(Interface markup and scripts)

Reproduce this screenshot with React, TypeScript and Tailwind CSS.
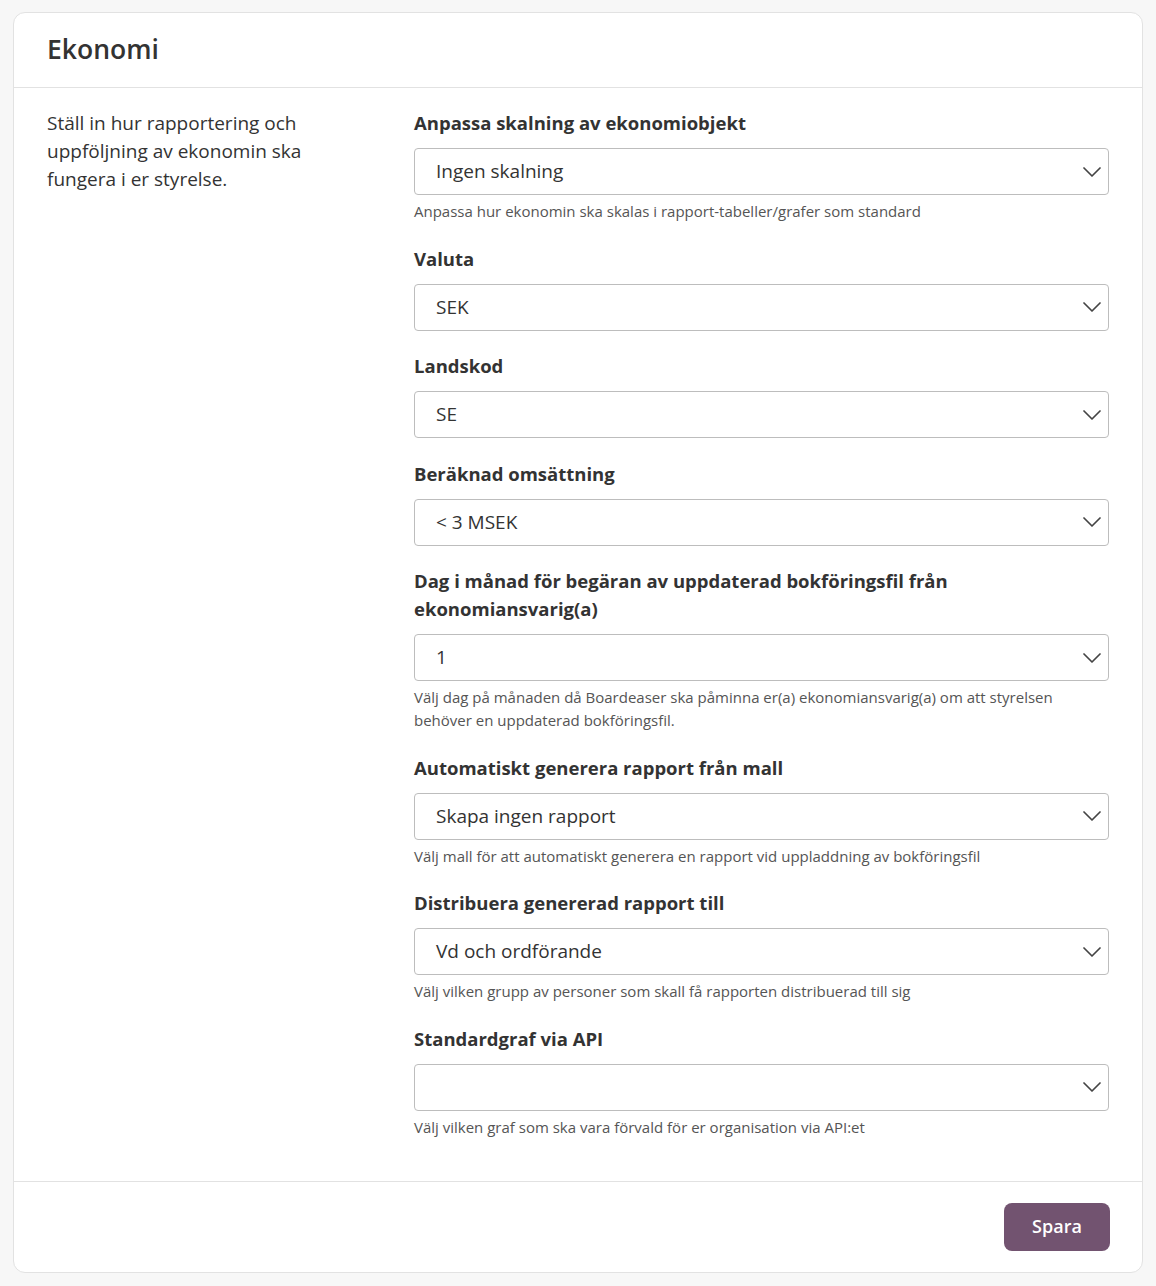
interface Field {
  label: string;
  value: string;
  help?: string;
}

const fields: Field[] = [
  {
    label: 'Anpassa skalning av ekonomiobjekt',
    value: 'Ingen skalning',
    help: 'Anpassa hur ekonomin ska skalas i rapport-tabeller/grafer som standard',
  },
  { label: 'Valuta', value: 'SEK' },
  { label: 'Landskod', value: 'SE' },
  { label: 'Beräknad omsättning', value: '< 3 MSEK' },
  {
    label: 'Dag i månad för begäran av uppdaterad bokföringsfil från ekonomiansvarig(a)',
    value: '1',
    help: 'Välj dag på månaden då Boardeaser ska påminna er(a) ekonomiansvarig(a) om att styrelsen behöver en uppdaterad bokföringsfil.',
  },
  {
    label: 'Automatiskt generera rapport från mall',
    value: 'Skapa ingen rapport',
    help: 'Välj mall för att automatiskt generera en rapport vid uppladdning av bokföringsfil',
  },
  {
    label: 'Distribuera genererad rapport till',
    value: 'Vd och ordförande',
    help: 'Välj vilken grupp av personer som skall få rapporten distribuerad till sig',
  },
  {
    label: 'Standardgraf via API',
    value: '',
    help: 'Välj vilken graf som ska vara förvald för er organisation via API:et',
  },
];

function Chevron() {
  return (
    <svg width="18" height="10" viewBox="0 0 18 10" fill="none" className="shrink-0">
      <polyline points="1,1 9,9 17,1" stroke="#444" strokeWidth="1.7" strokeLinecap="round" strokeLinejoin="round" />
    </svg>
  );
}

export default function App() {
  return (
    <div
      className="min-h-[1286px] bg-[#f7f7f7] px-[13px] pt-3 pb-[14px] text-[#333]"
      style={{ fontFamily: '"Open Sans", "Noto Sans", sans-serif' }}
    >
      <div className="bg-white border border-[#e2e2e2] rounded-xl">
        {/* Header */}
        <div className="h-[75px] flex items-center px-[33px] border-b border-[#e2e2e2]">
          <h1 className="text-[26.5px] font-semibold text-[#333]">Ekonomi</h1>
        </div>

        {/* Body */}
        <div className="flex px-[33px] pt-[21px] pb-[42px]">
          <div className="w-[367px] shrink-0">
            <p className="w-[300px] text-[19px] leading-[28px]">
              Ställ in hur rapportering och uppföljning av ekonomin ska fungera i er styrelse.
            </p>
          </div>
          <div className="flex-1 flex flex-col gap-[21.5px]">
            {fields.map((f) => (
              <div key={f.label}>
                <label className="block text-[18.5px] leading-[28px] font-bold mb-[11px] pr-32">
                  {f.label}
                </label>
                <div className="h-[47px] border border-[#bdbdbd] rounded flex items-center pl-[21px] pr-[7px]">
                  <span className="flex-1 text-[19px]">{f.value}</span>
                  <Chevron />
                </div>
                {f.help && (
                  <p className="mt-[5px] text-[15px] leading-[23px] text-[#555]">{f.help}</p>
                )}
              </div>
            ))}
          </div>
        </div>

        {/* Footer */}
        <div className="border-t border-[#e2e2e2] flex justify-end px-[32px] pt-[21px] pb-[21px]">
          <button className="h-[48px] w-[106px] rounded-lg bg-[#725370] text-white text-[18px] font-semibold">
            Spara
          </button>
        </div>
      </div>
    </div>
  );
}
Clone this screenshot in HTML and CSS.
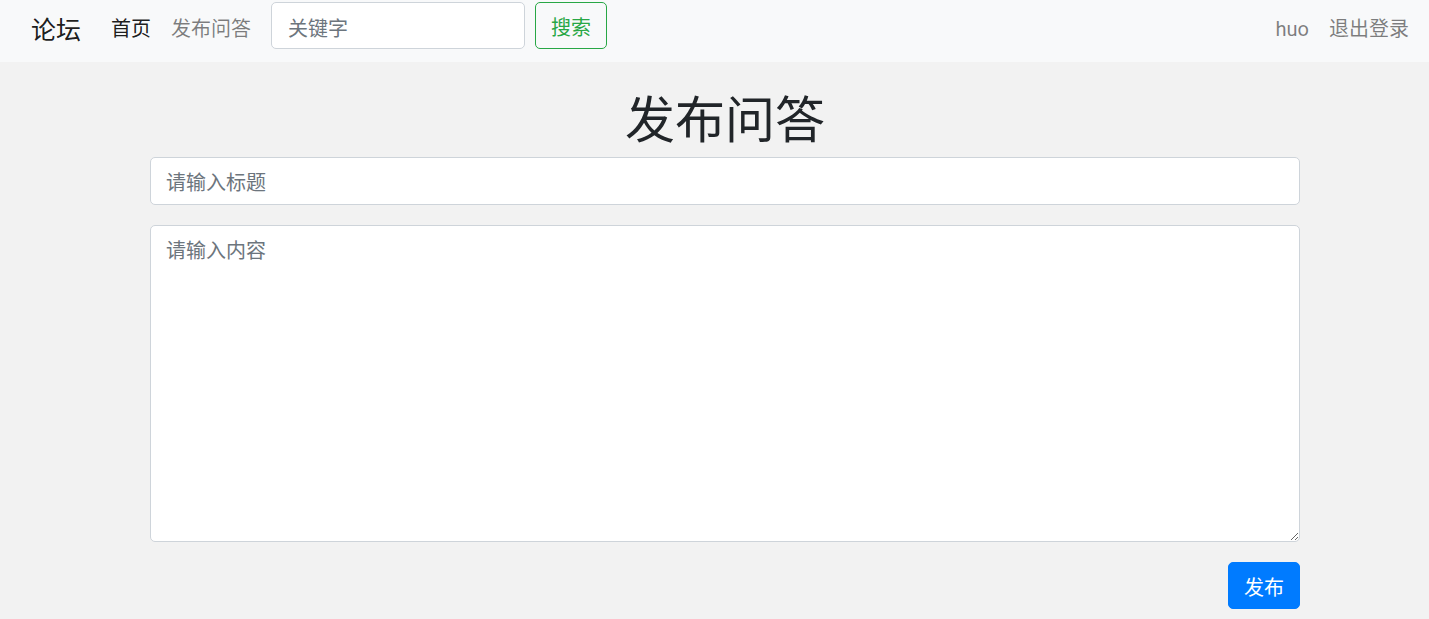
FILE: index.html
```html
<!DOCTYPE html>
<html lang="zh">
<head>
    <meta charset="UTF-8">
    <meta name="viewport" content="width=device-width, initial-scale=1.0">
    <title>发布问答</title>
    <link rel="stylesheet" href="styles.css">
</head>
<body>

    <nav class="navbar">
        <a class="brand" href="#">论坛</a>
        <ul class="nav">
            <li><a class="nav-link active" href="#">首页</a></li>
            <li><a class="nav-link" href="#">发布问答</a></li>
        </ul>
        <form class="search">
            <input type="text" class="search-input" placeholder="关键字">
            <button type="button" class="btn-search">搜索</button>
        </form>
        <ul class="nav nav-right">
            <li><a class="nav-link user" href="#">huo</a></li>
            <li><a class="nav-link last" href="#">退出登录</a></li>
        </ul>
    </nav>

    <div id="container">
        <h1>发布问答</h1>
        <form>
            <input type="text" class="form-control" placeholder="请输入标题">
            <textarea class="form-control content" placeholder="请输入内容"></textarea>
            <div class="actions">
                <button type="button" class="btn-primary">发布</button>
            </div>
        </form>
    </div>

</body>
</html>
```

FILE: styles.css
```css
body {
    font-family: "Segoe UI", Roboto, "Noto Sans CJK SC", sans-serif;
    font-size: 20px;
    margin: 0;
    background-color: #f2f2f2;
    color: #212529;
}

a {
    text-decoration: none;
}

.navbar {
    display: flex;
    align-items: center;
    height: 62px;
    box-sizing: border-box;
    padding: 2px 20px 13px 31px;
    background-color: #f8f9fa;
}

.brand {
    font-size: 25px;
    color: rgba(0, 0, 0, 0.9);
    margin-right: 20px;
    padding-top: 4px;
}

.nav {
    display: flex;
    list-style: none;
    margin: 0;
    padding: 0;
}

.nav-link {
    display: block;
    padding: 4px 10px 0;
    color: rgba(0, 0, 0, 0.5);
}

.nav-link.active {
    color: rgba(0, 0, 0, 0.9);
}

.nav-link.user {
    padding-top: 8px;
}

.nav-link.last {
    padding-right: 0;
}

.search {
    display: flex;
    margin-left: 10px;
}

.search-input {
    width: 254px;
    height: 47px;
    box-sizing: border-box;
    padding: 11px 16px 5px;
    font: inherit;
    color: #495057;
    background-color: #fff;
    border: 1px solid #ced4da;
    border-radius: 5px;
    margin-right: 10px;
}

.btn-search {
    width: 72px;
    height: 47px;
    font: inherit;
    color: #28a745;
    background: transparent;
    border: 1px solid #28a745;
    border-radius: 5px;
    padding: 2px 0 0;
}

.nav-right {
    margin-left: auto;
}

#container {
    width: 1150px;
    margin-left: 150px;
    padding-top: 29px;
}

h1 {
    font-size: 50px;
    font-weight: 400;
    line-height: 1.2;
    text-align: center;
    margin: 0 0 6px;
}

.form-control {
    display: block;
    width: 100%;
    box-sizing: border-box;
    padding: 9px 15px 5px;
    font: inherit;
    line-height: 1.5;
    color: #495057;
    background-color: #fff;
    border: 1px solid #ced4da;
    border-radius: 5px;
    margin: 0 0 20px;
    height: 48px;
}

.content {
    height: 317px;
    padding-top: 10px;
}

::placeholder {
    color: #6c757d;
}

.actions {
    display: flex;
    justify-content: flex-end;
}

.btn-primary {
    width: 72px;
    height: 47px;
    font: inherit;
    color: #fff;
    background-color: #007bff;
    border: 1px solid #007bff;
    border-radius: 5px;
    padding: 2px 0 0;
}
```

● GIVEN PROBLEM:
Copy down every line of the entries containing the word "this".

● TASK ANSWER:
Reproduce this screenshot with React, TypeScript and Tailwind CSS.
Clone this screenshot in HTML and CSS.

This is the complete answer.